**Given instruction**
Below is a listing to write out in full, exactly as given, without its pictures.

**Material**
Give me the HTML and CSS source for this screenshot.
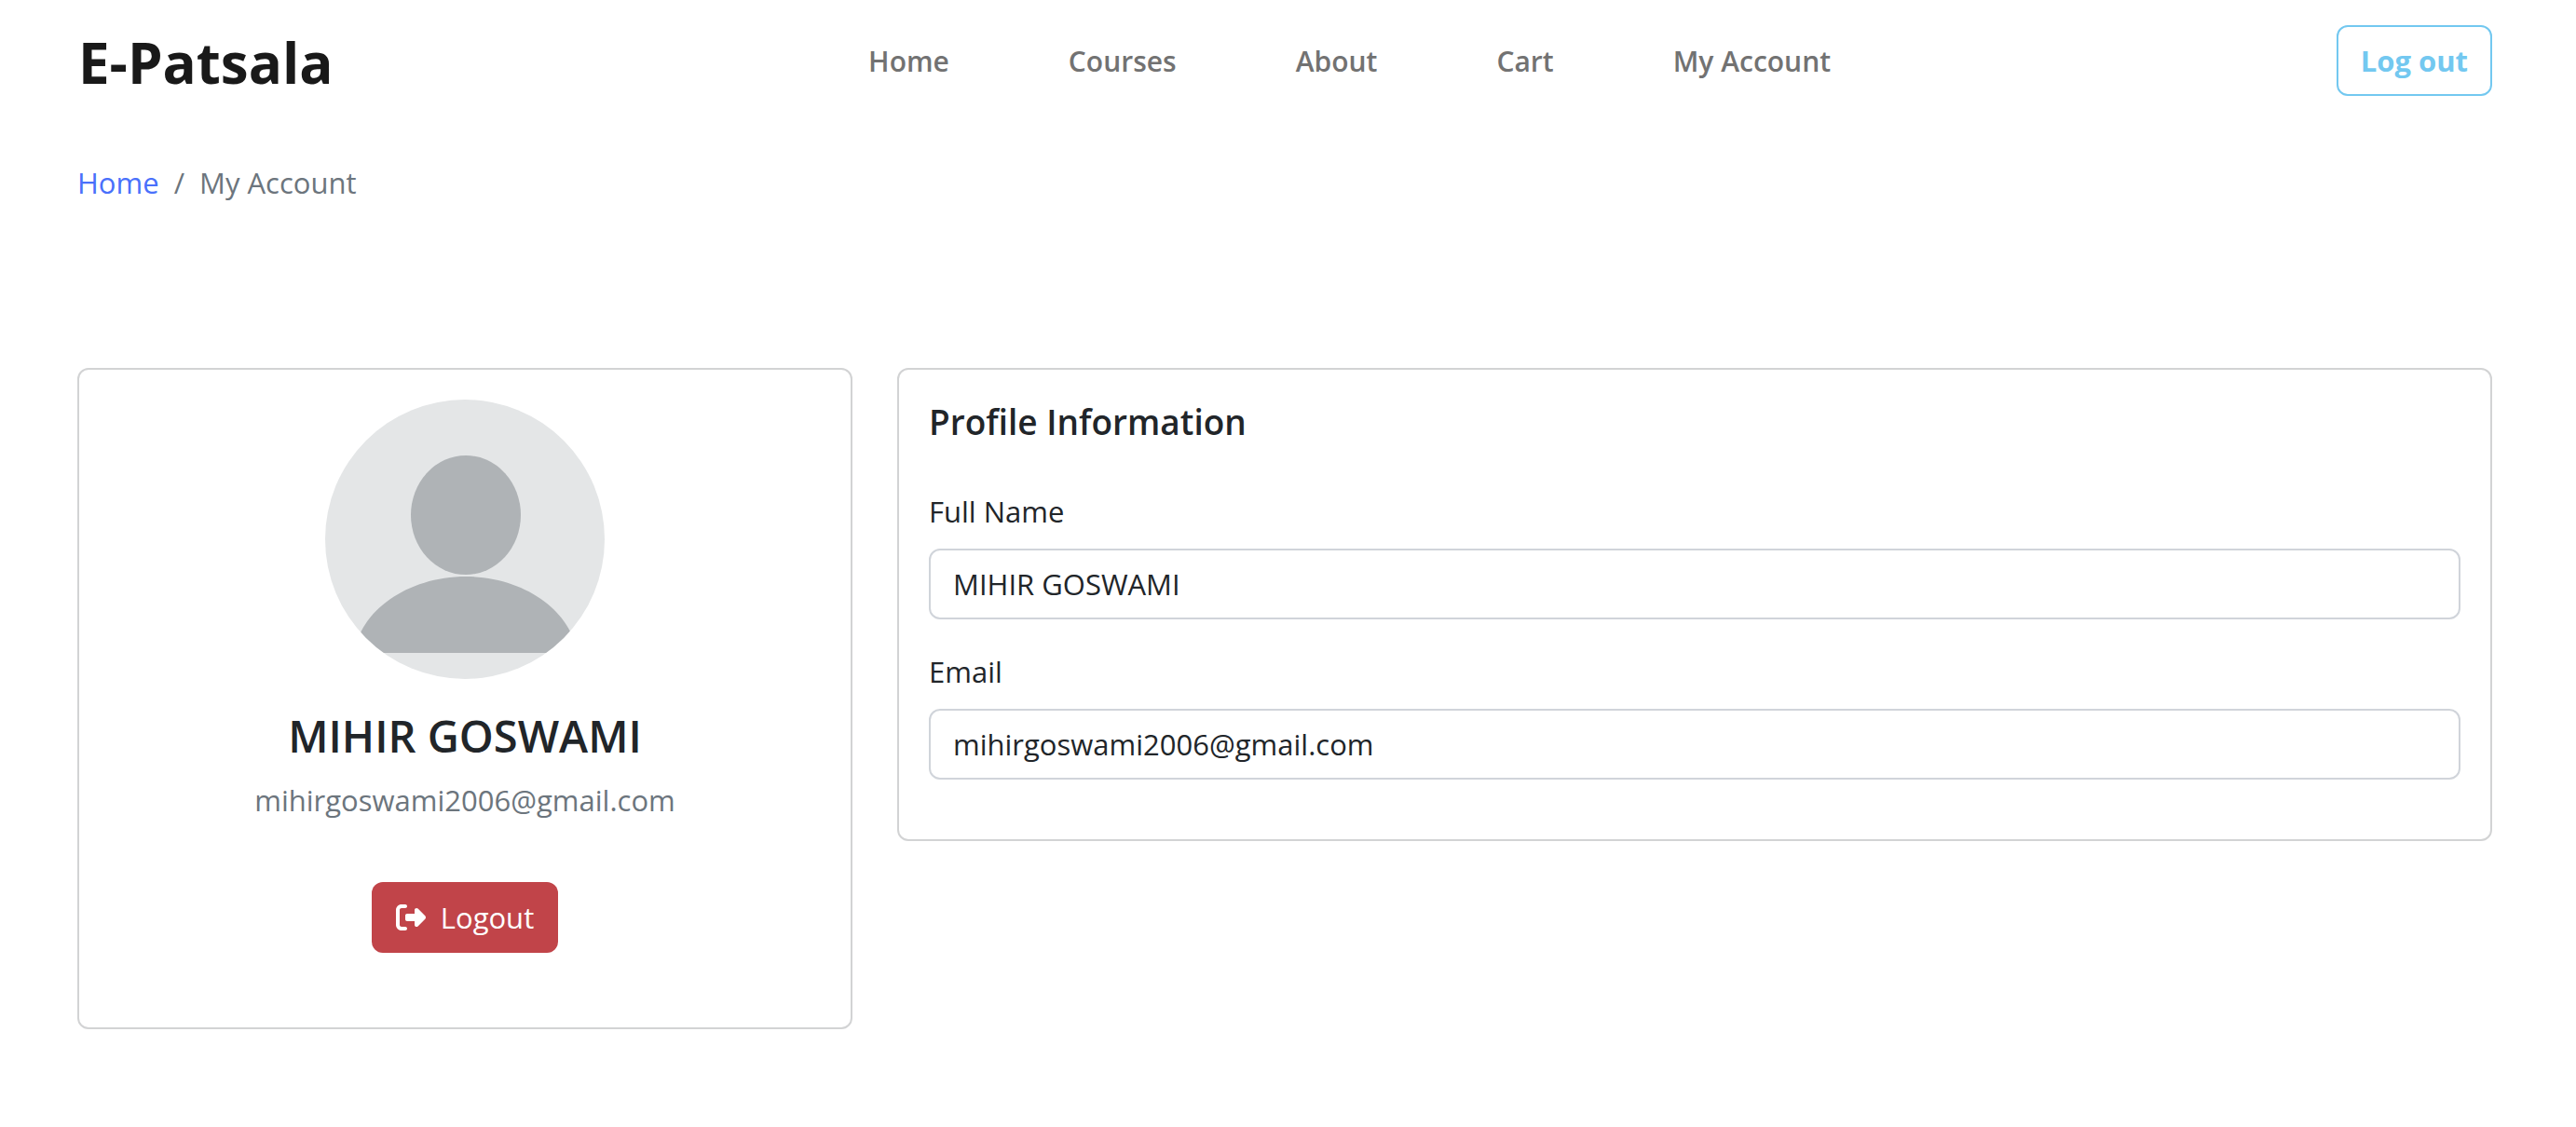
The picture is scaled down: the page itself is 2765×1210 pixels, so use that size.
FILE: index.html
```html
<!DOCTYPE html>
<html lang="en">
<head>
<meta charset="utf-8">
<meta name="viewport" content="width=device-width, initial-scale=1">
<title>My Account | E-Patsala</title>
<link rel="stylesheet" href="styles.css">
</head>
<body>
<header class="navbar">
  <a class="brand" href="#">E-Patsala</a>
  <nav class="nav">
    <a class="nav-link" href="#">Home</a>
    <a class="nav-link" href="#">Courses</a>
    <a class="nav-link" href="#">About</a>
    <a class="nav-link" href="#">Cart</a>
    <a class="nav-link" href="#">My Account</a>
  </nav>
  <button class="btn btn-outline" type="button">Log out</button>
</header>
<main class="page">
  <nav class="breadcrumb" aria-label="breadcrumb">
    <a class="breadcrumb-link" href="#">Home</a>
    <span>/</span>
    <span>My Account</span>
  </nav>
  <div class="account">
    <section class="card profile">
      <svg class="avatar" viewBox="0 0 300 300" role="img" aria-label="Profile picture">
        <clipPath id="round"><circle cx="150" cy="150" r="150"/></clipPath>
        <g clip-path="url(#round)">
          <rect width="300" height="300" fill="#e4e6e7"/>
          <ellipse cx="151" cy="124" rx="59" ry="64" fill="#afb3b6"/>
          <path d="M32 272C36 228 88 190 151 190S265 228 270 272Z" fill="#afb3b6"/>
        </g>
      </svg>
      <h1 class="profile-name">MIHIR GOSWAMI</h1>
      <p class="profile-email">mihirgoswami2006@gmail.com</p>
      <button class="btn btn-danger" type="button">
        <svg class="icon" viewBox="0 0 512 512" aria-hidden="true"><path fill="currentColor" d="M377.9 105.9L500.7 228.7c7.2 7.2 11.3 17.1 11.3 27.3s-4.1 20.1-11.3 27.3L377.9 406.1c-6.4 6.4-15 9.9-24 9.9c-18.7 0-33.9-15.2-33.9-33.9l0-62.1-128 0c-17.7 0-32-14.3-32-32l0-64c0-17.7 14.3-32 32-32l128 0 0-62.1c0-18.7 15.2-33.9 33.9-33.9c9 0 17.6 3.6 24 9.9zM160 96L96 96c-17.7 0-32 14.3-32 32l0 256c0 17.7 14.3 32 32 32l64 0c17.7 0 32 14.3 32 32s-14.3 32-32 32l-64 0c-53 0-96-43-96-96L0 128C0 75 43 32 96 32l64 0c17.7 0 32 14.3 32 32s-14.3 32-32 32z"/></svg>
        Logout
      </button>
    </section>
    <section class="card">
      <h2 class="card-title">Profile Information</h2>
      <div class="field">
        <label class="label" for="name">Full Name</label>
        <input class="input" id="name" type="text" value="MIHIR GOSWAMI">
      </div>
      <div class="field">
        <label class="label" for="email">Email</label>
        <input class="input" id="email" type="email" value="mihirgoswami2006@gmail.com">
      </div>
    </section>
  </div>
</main>
</body>
</html>
```
FILE: styles.css
```css
* { box-sizing: border-box; }
body {
  margin: 0;
  background: #fff;
  color: #212529;
  font-family: "Open Sans", "Segoe UI", sans-serif;
  font-size: 31px;
  line-height: 48px;
}
h1, h2, p { margin: 0; }
a { text-decoration: none; }

.navbar {
  display: flex;
  align-items: center;
  justify-content: space-between;
  padding: 17px 90px 17px 84px;
}
.brand {
  margin-right: 32px;
  padding-top: 4px;
  color: #191919;
  font-size: 60px;
  font-weight: 700;
  line-height: 92px;
}
.nav { display: flex; gap: 128px; padding-top: 2px; }
.nav-link { color: #727272; font-size: 30px; font-weight: 600; }

.btn {
  display: inline-flex;
  align-items: center;
  gap: 16px;
  padding: 12px 24px;
  border: 2px solid transparent;
  border-radius: 12px;
  font: inherit;
}
.btn-outline { border-color: #73c8f0; background: transparent; color: #73c8f0; font-weight: 700; }
.btn-danger { background: #c14449; color: #fff; }
.icon { width: 32px; height: 32px; }

.page { padding: 42px 90px 64px 83px; }
.breadcrumb { display: flex; gap: 16px; color: #6c757d; }
.breadcrumb-link { color: #4970fb; }

.account {
  display: grid;
  grid-template-columns: repeat(12, 1fr);
  gap: 48px;
  align-items: start;
  margin-top: 175px;
}
.card {
  grid-column: span 8;
  padding: 32px;
  border: 2px solid #d2d3d4;
  border-radius: 12px;
  background: #fff;
}
.profile {
  grid-column: span 4;
  display: flex;
  flex-direction: column;
  align-items: center;
  padding-bottom: 80px;
}
.avatar { width: 300px; height: 300px; }
.profile-name { margin: 32px 0 16px; font-size: 47px; font-weight: 600; line-height: 58px; }
.profile-email { margin-bottom: 64px; color: #6c757d; }

.card-title { margin-bottom: 48px; font-size: 37px; font-weight: 600; line-height: 48px; }
.field { margin-bottom: 32px; }
.label { display: block; margin-bottom: 16px; }
.input {
  display: block;
  width: 100%;
  padding: 12px 24px;
  border: 2px solid #d0d4da;
  border-radius: 12px;
  background: #fff;
  color: inherit;
  font: inherit;
}
```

**Answer to this problem**
Give me the HTML and CSS source for this screenshot.
The picture is scaled down: the page itself is 2765×1210 pixels, so use that size.
FILE: index.html
```html
<!DOCTYPE html>
<html lang="en">
<head>
<meta charset="utf-8">
<meta name="viewport" content="width=device-width, initial-scale=1">
<title>My Account | E-Patsala</title>
<link rel="stylesheet" href="styles.css">
</head>
<body>
<header class="navbar">
  <a class="brand" href="#">E-Patsala</a>
  <nav class="nav">
    <a class="nav-link" href="#">Home</a>
    <a class="nav-link" href="#">Courses</a>
    <a class="nav-link" href="#">About</a>
    <a class="nav-link" href="#">Cart</a>
    <a class="nav-link" href="#">My Account</a>
  </nav>
  <button class="btn btn-outline" type="button">Log out</button>
</header>
<main class="page">
  <nav class="breadcrumb" aria-label="breadcrumb">
    <a class="breadcrumb-link" href="#">Home</a>
    <span>/</span>
    <span>My Account</span>
  </nav>
  <div class="account">
    <section class="card profile">
      <svg class="avatar" viewBox="0 0 300 300" role="img" aria-label="Profile picture">
        <clipPath id="round"><circle cx="150" cy="150" r="150"/></clipPath>
        <g clip-path="url(#round)">
          <rect width="300" height="300" fill="#e4e6e7"/>
          <ellipse cx="151" cy="124" rx="59" ry="64" fill="#afb3b6"/>
          <path d="M32 272C36 228 88 190 151 190S265 228 270 272Z" fill="#afb3b6"/>
        </g>
      </svg>
      <h1 class="profile-name">MIHIR GOSWAMI</h1>
      <p class="profile-email">mihirgoswami2006@gmail.com</p>
      <button class="btn btn-danger" type="button">
        <svg class="icon" viewBox="0 0 512 512" aria-hidden="true"><path fill="currentColor" d="M377.9 105.9L500.7 228.7c7.2 7.2 11.3 17.1 11.3 27.3s-4.1 20.1-11.3 27.3L377.9 406.1c-6.4 6.4-15 9.9-24 9.9c-18.7 0-33.9-15.2-33.9-33.9l0-62.1-128 0c-17.7 0-32-14.3-32-32l0-64c0-17.7 14.3-32 32-32l128 0 0-62.1c0-18.7 15.2-33.9 33.9-33.9c9 0 17.6 3.6 24 9.9zM160 96L96 96c-17.7 0-32 14.3-32 32l0 256c0 17.7 14.3 32 32 32l64 0c17.7 0 32 14.3 32 32s-14.3 32-32 32l-64 0c-53 0-96-43-96-96L0 128C0 75 43 32 96 32l64 0c17.7 0 32 14.3 32 32s-14.3 32-32 32z"/></svg>
        Logout
      </button>
    </section>
    <section class="card">
      <h2 class="card-title">Profile Information</h2>
      <div class="field">
        <label class="label" for="name">Full Name</label>
        <input class="input" id="name" type="text" value="MIHIR GOSWAMI">
      </div>
      <div class="field">
        <label class="label" for="email">Email</label>
        <input class="input" id="email" type="email" value="mihirgoswami2006@gmail.com">
      </div>
    </section>
  </div>
</main>
</body>
</html>
```
FILE: styles.css
```css
* { box-sizing: border-box; }
body {
  margin: 0;
  background: #fff;
  color: #212529;
  font-family: "Open Sans", "Segoe UI", sans-serif;
  font-size: 31px;
  line-height: 48px;
}
h1, h2, p { margin: 0; }
a { text-decoration: none; }

.navbar {
  display: flex;
  align-items: center;
  justify-content: space-between;
  padding: 17px 90px 17px 84px;
}
.brand {
  margin-right: 32px;
  padding-top: 4px;
  color: #191919;
  font-size: 60px;
  font-weight: 700;
  line-height: 92px;
}
.nav { display: flex; gap: 128px; padding-top: 2px; }
.nav-link { color: #727272; font-size: 30px; font-weight: 600; }

.btn {
  display: inline-flex;
  align-items: center;
  gap: 16px;
  padding: 12px 24px;
  border: 2px solid transparent;
  border-radius: 12px;
  font: inherit;
}
.btn-outline { border-color: #73c8f0; background: transparent; color: #73c8f0; font-weight: 700; }
.btn-danger { background: #c14449; color: #fff; }
.icon { width: 32px; height: 32px; }

.page { padding: 42px 90px 64px 83px; }
.breadcrumb { display: flex; gap: 16px; color: #6c757d; }
.breadcrumb-link { color: #4970fb; }

.account {
  display: grid;
  grid-template-columns: repeat(12, 1fr);
  gap: 48px;
  align-items: start;
  margin-top: 175px;
}
.card {
  grid-column: span 8;
  padding: 32px;
  border: 2px solid #d2d3d4;
  border-radius: 12px;
  background: #fff;
}
.profile {
  grid-column: span 4;
  display: flex;
  flex-direction: column;
  align-items: center;
  padding-bottom: 80px;
}
.avatar { width: 300px; height: 300px; }
.profile-name { margin: 32px 0 16px; font-size: 47px; font-weight: 600; line-height: 58px; }
.profile-email { margin-bottom: 64px; color: #6c757d; }

.card-title { margin-bottom: 48px; font-size: 37px; font-weight: 600; line-height: 48px; }
.field { margin-bottom: 32px; }
.label { display: block; margin-bottom: 16px; }
.input {
  display: block;
  width: 100%;
  padding: 12px 24px;
  border: 2px solid #d0d4da;
  border-radius: 12px;
  background: #fff;
  color: inherit;
  font: inherit;
}
```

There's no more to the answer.